In her State of the School speech, Dean Kagan said the law school cannot be criticized for keeping students from pursuing public interest careers – the low-income protection program, the Office of Public Interest Advising, the speakers that come to campus, the summer funding support… all of these things bear her out. But I think the reason why students can see it differently is because of this recruiting schedule. No, the law school doesn’t force people to take corporate jobs. But OCI happens so early (and it’s not Harvard’s fault – at most schools it happens even earlier – so I’m not blaming the Dean, but just trying to see if I can explain the paradox) and so many people participate that people who don’t – and who are left to tell friends, still a full twenty months before graduation, that they don’t have a job lined up yet – feel like exceptions. The process marginalizes people who don’t participate, probably to such an extent that some people who wouldn’t otherwise try a firm at all try one 2L summer – which is probably a good thing, actually, because how can you know for sure if you don’t try, and it’s an awful lot of money – but are really just postponing their marginalization until 3L year.

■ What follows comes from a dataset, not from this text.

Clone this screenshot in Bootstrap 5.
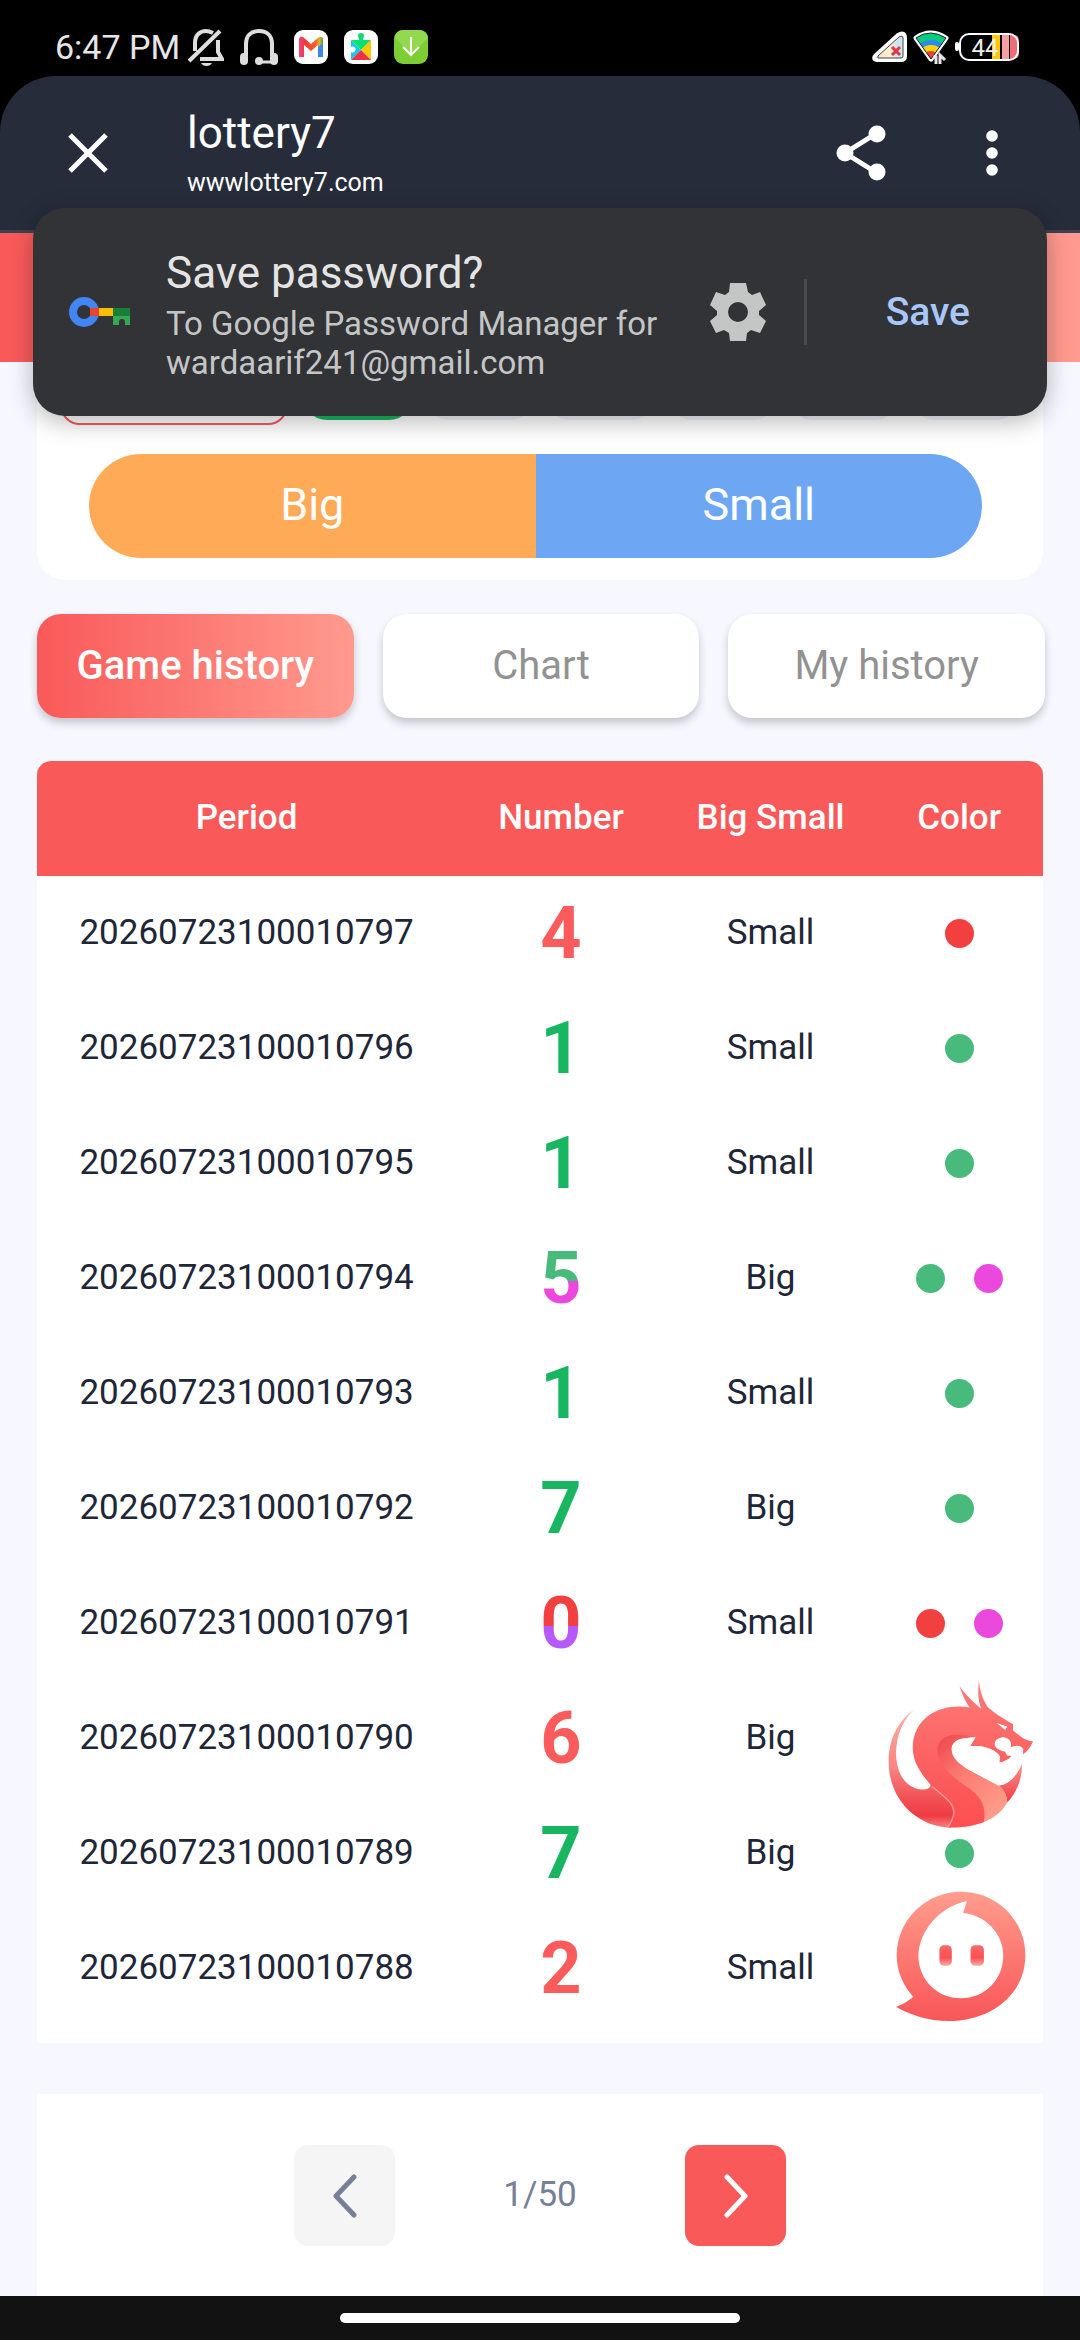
<!DOCTYPE html>
<html lang="en">
<head>
<meta charset="utf-8">
<meta name="viewport" content="width=device-width, initial-scale=1">
<title>lottery7</title>
<link rel="stylesheet" href="https://cdn.jsdelivr.net/npm/bootstrap@5.3.0/dist/css/bootstrap.min.css">
<style>
  :root { --brand: #f95959; --brand-soft: #ff9a8e; --page: #f6f7ff; --ink: #1e2637; }
  body { background: var(--page); font-family: Roboto, "Liberation Sans", sans-serif; color: var(--ink); }
  svg { display: block; flex: none; }
  button { border: 0; padding: 0; }

  .phone-status { background: #000; color: #e6e6e6; height: 76px; padding: 18px 60px 0 55px; font-size: 34px; }
  .status-apps { gap: 16px; }
  .status-signals { gap: 5px; }

  .tab-top { background: #000; }
  .tab-bar { background: #262c3a; height: 157px; border-radius: 56px 56px 0 0; border-bottom: 3px solid #3c4350; padding: 0 77px 0 68px; color: #fff; }
  .tab-title { font-size: 44px; line-height: 52px; }
  .tab-host { font-size: 25px; line-height: 36px; margin-top: 6px; }
  .tab-name { margin-left: 79px; padding-top: 2px; }
  .tab-tools { gap: 95px; }
  .bare { background: none; color: inherit; }

  .save-prompt { top: 132px; left: 33px; right: 33px; min-height: 208px; z-index: 5; background: #323336; border-radius: 32px; padding: 0 77px 0 36px; box-shadow: 0 6px 24px rgba(0,0,0,.28); }
  .prompt-copy { margin-left: 36px; padding-top: 3px; }
  .prompt-title { color: #e4e4e4; font-size: 44px; line-height: 56px; }
  .prompt-text { color: #c4c6c6; font-size: 33px; line-height: 39px; margin-top: 3px; }
  .prompt-rule { width: 3px; height: 66px; background: #4a4b4e; margin: 0 79px 0 38px; }
  .prompt-save { font-size: 39px; line-height: 50px; font-weight: 500; color: #a8c7fa; }

  .hero { height: 129px; background: linear-gradient(90deg, var(--brand), var(--brand-soft)); }
  .shell { padding: 0 37px; }
  .bet-panel { background: #fff; border-radius: 0 0 28px 28px; padding: 0 23px 22px; }
  .bet-chips { gap: 12px; margin-bottom: 29px; }
  .chip-random { width: 228px; height: 63px; margin-right: 3px; border: 2px solid var(--brand); border-radius: 20px; background: #fff; }
  .chip-times { height: 53px; border-radius: 24px; background: #f1f1fa; }
  .chip-on { background: #18b660; }
  .bet-size { margin: 0 38px 0 29px; }
  .bet-size button { height: 104px; padding-bottom: 2px; font-size: 45px; color: #fff; }
  .bet-big { background: #ffaa57; border-radius: 52px 0 0 52px; }
  .bet-small { background: #6da7f4; border-radius: 0 52px 52px 0; }

  .tab-row { gap: 29px; margin: 34px -2px 43px 0; }
  .tab-row button { height: 104px; border-radius: 24px; background: #fff; color: #929292; font-size: 40px; box-shadow: 0 5px 8px rgba(0,0,0,.2); }
  .tab-row .tab-on { background: linear-gradient(90deg, var(--brand), var(--brand-soft)); color: #fff; font-weight: 500; }

  .history { background: #fff; border-radius: 14px 14px 0 0; padding-bottom: 17px; }
  .history table { table-layout: fixed; font-size: 35px; text-align: center; }
  .history th, .history td { height: 115px; padding: 0; vertical-align: middle; }
  .history th { background: var(--brand); color: #fff; font-weight: 500; }
  .history th:first-child { border-top-left-radius: 14px; }
  .history th:last-child { border-top-right-radius: 14px; }
  .history td { color: var(--ink); }
  .c-period { width: 41.67%; }
  .c-mid { width: 20.83%; }
  .num { display: inline-block; font-size: 72px; line-height: 86px; font-weight: 700; }
  .n-red { color: #fb5b5b; }
  .n-green { color: #18b660; }
  .n-five, .n-zero { -webkit-background-clip: text; background-clip: text; color: transparent; }
  .n-five { background-image: linear-gradient(#47ba7c 52%, #eb49dd 52%); }
  .n-zero { background-image: linear-gradient(#f23f40 52%, #b659fe 52%); }
  .dots { gap: 29px; }
  .dot { width: 29px; height: 29px; border-radius: 50%; }
  .d-r { background: #f23f40; }
  .d-g { background: #47ba7c; }
  .d-v { background: #eb49dd; }
  .floaters { right: 9px; bottom: 21px; gap: 60px; }

  .pager { background: #fff; margin-top: 51px; padding: 51px 0 50px; font-size: 35px; color: #768096; }
  .pager button { width: 101px; height: 101px; border-radius: 14px; }
  .pager-count { width: 290px; text-align: center; }
  .pg-prev { background: #f5f5f5; color: #768096; }
  .pg-next { background: var(--brand); color: #fff; }

  .gesture { background: #121212; height: 44px; }
  .gesture span { width: 37%; height: 10px; border-radius: 5px; background: #fff; }
</style>
</head>
<body class="d-flex flex-column min-vh-100">

<div class="phone-status d-flex align-items-center justify-content-between">
  <div class="d-flex align-items-center">
    <span class="me-2">6:47 PM</span>
    <div class="status-apps d-flex align-items-center">
      <svg width="36" height="38" viewBox="0 0 36 38" fill="none" stroke="#dedede" stroke-width="4" aria-hidden="true">
        <path d="M7 23V15C7 7 12 3 18 3c3 0 5 1 7 2"/><path d="M1 33 32 3"/><path d="M30 12v12l4 7H12"/><path d="M13 35h11c-2 4-9 4-11 0z" fill="#dedede" stroke="none"/>
      </svg>
      <svg width="38" height="36" viewBox="0 0 38 36" aria-hidden="true">
        <path d="M6 27V15C6 7 11 2 19 2s13 5 13 13v12" fill="none" stroke="#dedede" stroke-width="4"/><rect x="0" y="24" width="8" height="12" rx="4" fill="#dedede"/><rect x="30" y="24" width="8" height="12" rx="4" fill="#dedede"/><circle cx="19" cy="32" r="4" fill="#dedede"/><path d="M19 33h14" stroke="#dedede" stroke-width="3"/>
      </svg>
      <svg width="34" height="34" viewBox="0 0 34 34" aria-hidden="true">
        <defs><linearGradient id="gm"><stop offset="0" stop-color="#f43f8d"/><stop offset=".25" stop-color="#ee3b35"/><stop offset=".7" stop-color="#f3622c"/><stop offset=".85" stop-color="#e8b51c"/><stop offset="1" stop-color="#3aa655"/></linearGradient></defs>
        <rect width="34" height="34" rx="9" fill="#fff"/>
        <path d="M5 27V10q0-4 4-3l8 7 8-7q4-1 4 3v17h-5V15l-7 6-7-6v12z" fill="url(#gm)"/><path d="M24 17l5-4v14h-5z" fill="#3b86f0"/>
      </svg>
      <svg width="34" height="34" viewBox="0 0 34 34" aria-hidden="true">
        <rect width="34" height="34" rx="9" fill="#fff"/><circle cx="17" cy="6" r="3" fill="#16d573"/><path d="M15 6h4v6h-4z" fill="#16d573"/>
        <path d="M7 10l10 10L7 30v-8a3 3 0 1 0 0-5z" fill="#16c8ee"/><path d="M7 10h20L17 20z" fill="#08e070"/><path d="M27 10v20L17 20z" fill="#fdc902"/><path d="M7 30h20L17 20z" fill="#ee3348"/>
      </svg>
      <svg width="34" height="34" viewBox="0 0 34 34" aria-hidden="true">
        <rect width="34" height="34" rx="9" fill="#7dce34"/><path d="M1 8q1-8 8-8h16q8 0 9 8L17 24z" fill="#93d94f"/><path d="M17 7v18M9 17l8 8 8-8" fill="none" stroke="#fff" stroke-width="2"/>
      </svg>
    </div>
  </div>
  <div class="status-signals d-flex align-items-center">
    <svg width="36" height="32" viewBox="0 0 36 32" aria-hidden="true">
      <defs><linearGradient id="sg"><stop offset="0" stop-color="#ffd9c4"/><stop offset=".5" stop-color="#fff3cc"/><stop offset=".75" stop-color="#cfe0fb"/><stop offset="1" stop-color="#c8f2d6"/></linearGradient></defs>
      <path d="M4 24 26 4q7-4 7 3v18q0 4-4 4H5q-5-1-1-5z" fill="url(#sg)" stroke="#fff" stroke-width="4" stroke-linejoin="round"/><path d="M6 25 27 6q4-2 4 1v18q0 2-2 2H6z" fill="none" stroke="#444"/>
      <path d="m20 16 8 8m0-8-8 8" stroke="#e5343c" stroke-width="3"/>
    </svg>
    <svg width="37" height="34" viewBox="0 0 37 34" aria-hidden="true">
      <defs><clipPath id="wf"><path d="M3 8q14-10 30 0L18 29z"/></clipPath></defs>
      <path d="M3 8q14-10 30 0L18 29z" fill="#e94035" stroke="#fff" stroke-width="5" stroke-linejoin="round"/>
      <g clip-path="url(#wf)"><circle cx="18" cy="29" r="28" fill="#0bcb7c"/><circle cx="18" cy="29" r="19" fill="#3087f4"/><circle cx="18" cy="29" r="14" fill="#ffd400"/><circle cx="18" cy="29" r="8" fill="#ea4335"/></g>
      <path d="M3 8q14-10 30 0L18 29z" fill="none" stroke="#222"/><path d="M23 34v-7h-3M27 34v-9l5 5" fill="none" stroke="#e8e8e8" stroke-width="3"/>
    </svg>
    <svg width="65" height="30" viewBox="0 0 65 30" aria-hidden="true">
      <rect x="0" y="10" width="4" height="9" rx="2" fill="#fff"/><path d="M37 3h8v24h-8z" fill="#ffc800"/><path d="M47 3h7v24h-7z" fill="#f4a0a6"/><path d="M55 3h4q5 0 5 7v10q0 7-5 7h-4z" fill="#ee6c78"/>
      <rect x="5" y="2" width="58" height="26" rx="9" fill="none" stroke="#fff" stroke-width="2"/>
      <text x="30" y="24" text-anchor="middle" font-family="Roboto" font-size="24" fill="#eee">44</text>
    </svg>
  </div>
</div>

<header class="tab-top position-relative">
  <div class="tab-bar d-flex align-items-center">
    <button class="bare" aria-label="Close tab"><svg width="40" height="40" viewBox="0 0 40 40" stroke="#fff" stroke-width="5"><path d="m2 2 36 36M38 2 2 38"/></svg></button>
    <div class="tab-name flex-grow-1">
      <div class="tab-title">lottery7</div>
      <div class="tab-host">wwwlottery7.com</div>
    </div>
    <div class="tab-tools d-flex align-items-center">
      <button class="bare" aria-label="Share"><svg width="50" height="56" viewBox="0 0 50 56" fill="#fff"><path d="M41 8 9 28l32 20" fill="none" stroke="#fff" stroke-width="5"/><circle cx="41" cy="9" r="8.5"/><circle cx="9" cy="28" r="8.5"/><circle cx="41" cy="47" r="8.5"/></svg></button>
      <button class="bare" aria-label="More"><svg width="22" height="46" viewBox="0 0 22 46" fill="#fff"><circle cx="11" cy="6" r="5.8"/><circle cx="11" cy="23" r="5.8"/><circle cx="11" cy="40" r="5.8"/></svg></button>
    </div>
  </div>

  <section class="save-prompt position-absolute d-flex align-items-center" role="dialog" aria-label="Save password">
    <svg width="61" height="32" viewBox="0 0 61 32" aria-hidden="true">
      <circle cx="15" cy="16" r="11" fill="none" stroke="#4285f4" stroke-width="8"/><path d="M21 12h9v8h-9z" fill="#ea4335"/><path d="M30 12h14v8H30z" fill="#fbbc04"/><path d="M44 12h17v8H44z" fill="#188038"/><path d="M44 20h17v9h-5v-3a3 3 0 0 0-6 0v3h-6z" fill="#34a853"/>
    </svg>
    <div class="prompt-copy flex-grow-1">
      <div class="prompt-title">Save password?</div>
      <div class="prompt-text">To Google Password Manager for<br>wardaarif241@gmail.com</div>
    </div>
    <button class="bare" aria-label="Password settings"><svg width="56" height="58" viewBox="0 0 56 58" fill="#c4c6c6"><path fill-rule="evenodd" d="M20 0h16l2 9 4 3 8-3 6 13-7 6v4l7 6-6 12-9-3-4 3-1 8H20l-1-8-5-3-8 3-6-12 7-6v-4l-7-6L6 9l9 3 4-3zM28 19a10 10 0 1 0 0 20 10 10 0 0 0 0-20z"/></svg></button>
    <div class="prompt-rule"></div>
    <button class="bare prompt-save">Save</button>
  </section>
</header>

<div class="hero"></div>

<main class="shell flex-grow-1">
  <section class="bet-panel">
    <div class="bet-chips d-flex align-items-center">
      <button class="chip-random" aria-label="Random"></button>
      <button class="chip-times chip-on flex-fill" aria-label="X1"></button>
      <button class="chip-times flex-fill" aria-label="X5"></button>
      <button class="chip-times flex-fill" aria-label="X10"></button>
      <button class="chip-times flex-fill" aria-label="X20"></button>
      <button class="chip-times flex-fill" aria-label="X50"></button>
      <button class="chip-times flex-fill" aria-label="X100"></button>
    </div>
    <div class="bet-size d-flex">
      <button class="bet-big w-50">Big</button>
      <button class="bet-small w-50">Small</button>
    </div>
  </section>

  <div class="tab-row d-flex">
    <button class="tab-on w-100">Game history</button>
    <button class="w-100">Chart</button>
    <button class="w-100">My history</button>
  </div>

  <section class="history position-relative">
    <table class="w-100">
      <thead><tr><th class="c-period" scope="col">Period</th><th class="c-mid" scope="col">Number</th><th class="c-mid" scope="col">Big Small</th><th scope="col">Color</th></tr></thead>
      <tbody>
        <tr><td>20260723100010797</td><td><span class="num n-red">4</span></td><td>Small</td><td><div class="dots d-flex justify-content-center"><span class="dot d-r"></span></div></td></tr>
        <tr><td>20260723100010796</td><td><span class="num n-green">1</span></td><td>Small</td><td><div class="dots d-flex justify-content-center"><span class="dot d-g"></span></div></td></tr>
        <tr><td>20260723100010795</td><td><span class="num n-green">1</span></td><td>Small</td><td><div class="dots d-flex justify-content-center"><span class="dot d-g"></span></div></td></tr>
        <tr><td>20260723100010794</td><td><span class="num n-five">5</span></td><td>Big</td><td><div class="dots d-flex justify-content-center"><span class="dot d-g"></span><span class="dot d-v"></span></div></td></tr>
        <tr><td>20260723100010793</td><td><span class="num n-green">1</span></td><td>Small</td><td><div class="dots d-flex justify-content-center"><span class="dot d-g"></span></div></td></tr>
        <tr><td>20260723100010792</td><td><span class="num n-green">7</span></td><td>Big</td><td><div class="dots d-flex justify-content-center"><span class="dot d-g"></span></div></td></tr>
        <tr><td>20260723100010791</td><td><span class="num n-zero">0</span></td><td>Small</td><td><div class="dots d-flex justify-content-center"><span class="dot d-r"></span><span class="dot d-v"></span></div></td></tr>
        <tr><td>20260723100010790</td><td><span class="num n-red">6</span></td><td>Big</td><td><div class="dots d-flex justify-content-center"><span class="dot d-r"></span></div></td></tr>
        <tr><td>20260723100010789</td><td><span class="num n-green">7</span></td><td>Big</td><td><div class="dots d-flex justify-content-center"><span class="dot d-g"></span></div></td></tr>
        <tr><td>20260723100010788</td><td><span class="num n-red">2</span></td><td>Small</td><td><div class="dots d-flex justify-content-center"><span class="dot d-r"></span></div></td></tr>
      </tbody>
    </table>

    <div class="floaters position-absolute d-flex flex-column align-items-center">
      <button class="bare" aria-label="Dragon bonus">
        <svg width="147" height="152" viewBox="80 55 440 455">
          <defs>
            <linearGradient id="dBody" x1="0" y1="0" x2="0" y2="1"><stop offset="0" stop-color="#ff7b76"/><stop offset=".6" stop-color="#fb5f5f"/><stop offset="1" stop-color="#ff4e50"/></linearGradient>
            <linearGradient id="dTail" x1="0" y1="0" x2="0" y2="1"><stop offset="0" stop-color="#ffb1a8"/><stop offset=".5" stop-color="#f98380"/><stop offset=".72" stop-color="#f2575b"/><stop offset=".9" stop-color="#ef3b43"/><stop offset="1" stop-color="#fa8080"/></linearGradient>
            <linearGradient id="dBelly" x1="0" y1="0" x2=".7" y2="1"><stop offset="0" stop-color="#ee444b"/><stop offset=".45" stop-color="#fb7a70"/><stop offset="1" stop-color="#ff9c8a"/></linearGradient>
            <linearGradient id="dFin" x1="0" y1="0" x2="0" y2="1"><stop offset="0" stop-color="#ff928c"/><stop offset="1" stop-color="#ee3b43"/></linearGradient>
          </defs>
          <circle cx="288" cy="302" r="190" fill="#fff"/>
          <path d="M165 147C110 185 85 240 85 305C85 420 170 500 270 503C285 480 290 445 262 415L210 372C212 385 200 389 185 389C135 385 108 340 107 280C108 225 130 175 165 147Z" fill="url(#dTail)"/>
          <path d="M413 377C445 375 470 345 484 312C485 355 470 395 440 428C438 405 430 390 413 377Z" fill="url(#dFin)"/>
          <path d="M327 143C250 130 158 165 157 265C158 310 185 345 215 380C250 410 277 425 280 455C280 475 270 490 262 502C300 505 340 498 370 487L385 420L240 300L260 230L345 232L328 259C370 255 405 268 418 290L416 308C432 306 445 300 453 288L440 288L433 275C415 272 403 263 402 253C404 238 415 232 430 232C448 235 455 250 450 262C465 255 485 255 488 270L487 283C500 275 510 262 517 244C505 244 495 240 480 230L457 212V193C425 175 395 155 380 140C362 110 358 90 355 62C352 100 352 120 362 147C335 125 315 105 297 80C305 105 315 125 327 143Z" fill="url(#dBody)"/>
          <path d="M345 232C260 210 231 240 231 275C232 310 270 345 300 368C350 400 380 425 370 487C400 475 425 455 440 428C440 405 430 390 413 377C385 360 330 335 310 320C280 300 270 280 275 258C285 235 310 235 345 232Z" fill="url(#dBelly)"/>
          <path d="M345 232C310 235 285 235 275 258C270 280 280 300 310 320C330 335 385 360 413 377C445 375 470 345 484 312L453 288C445 300 432 306 416 308L418 290C405 268 370 255 328 259Z" fill="#fff"/>
          <path d="M215 380C250 410 277 425 280 455C280 475 270 490 262 502" fill="none" stroke="#ff9d98" stroke-width="4"/>
          <path d="M408 190 440 200 434 211Z" fill="#fff"/>
        </svg>
      </button>
      <button class="bare" aria-label="Customer service">
        <svg width="132" height="132" viewBox="105 690 395 395">
          <defs>
            <linearGradient id="cRing" x1="0" y1="0" x2="0" y2="1"><stop offset="0" stop-color="#ff9d8e"/><stop offset="1" stop-color="#f95557"/></linearGradient>
            <linearGradient id="cEye" x1="0" y1="0" x2="0" y2="1"><stop offset="0" stop-color="#f96a6a"/><stop offset=".6" stop-color="#fb5052"/><stop offset="1" stop-color="#ffaaa8"/></linearGradient>
          </defs>
          <path d="M303 695C410 695 495 780 495 885C495 1005 390 1082 265 1082C205 1082 155 1065 108 1040Q138 1028 160 1010C130 975 110 935 110 885C112 775 200 695 303 695Z" fill="url(#cRing)"/>
          <path d="M320 723L309 759C375 765 429 820 429 886C429 957 375 1014 302 1014C230 1014 175 957 175 886C178 810 240 740 320 723Z" fill="#fff"/>
          <rect x="238" y="855" width="37" height="62" rx="14" fill="url(#cEye)"/><rect x="331" y="855" width="40" height="62" rx="14" fill="url(#cEye)"/>
        </svg>
      </button>
    </div>
  </section>

  <nav class="pager d-flex align-items-center justify-content-center" aria-label="History pages">
    <button class="pg-prev d-flex align-items-center justify-content-center" aria-label="Previous page"><svg width="26" height="44" viewBox="0 0 26 44" fill="none" stroke="currentColor" stroke-width="5" stroke-linecap="round" stroke-linejoin="round"><path d="M22 3 4 22l18 19"/></svg></button>
    <span class="pager-count">1/50</span>
    <button class="pg-next d-flex align-items-center justify-content-center" aria-label="Next page"><svg width="26" height="44" viewBox="0 0 26 44" fill="none" stroke="currentColor" stroke-width="5" stroke-linecap="round" stroke-linejoin="round"><path d="m4 3 18 19L4 41"/></svg></button>
  </nav>
</main>

<footer class="gesture d-flex align-items-center justify-content-center"><span></span></footer>

<script src="https://cdn.jsdelivr.net/npm/bootstrap@5.3.0/dist/js/bootstrap.bundle.min.js"></script>
</body>
</html>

I don’t know if there’s a solution to this – given that it comes from the firms’ schedules, and is a problem everywhere, not just here – and I don’t even know if I’m describing a real problem, or just something I’m imagining in my head. And I’m really not sure how a column about the Red Sox breaking their curse ended up as a column about OCI. Maybe next it’s time to break the 86-year curse of every Monday being “Turkey Day” in the Hark cafeteria. Was turkey on sale at some point in the past, and the school just stocked up for the future? Can we donate the extra turkey somewhere? Maybe the Yankees need a new mascot.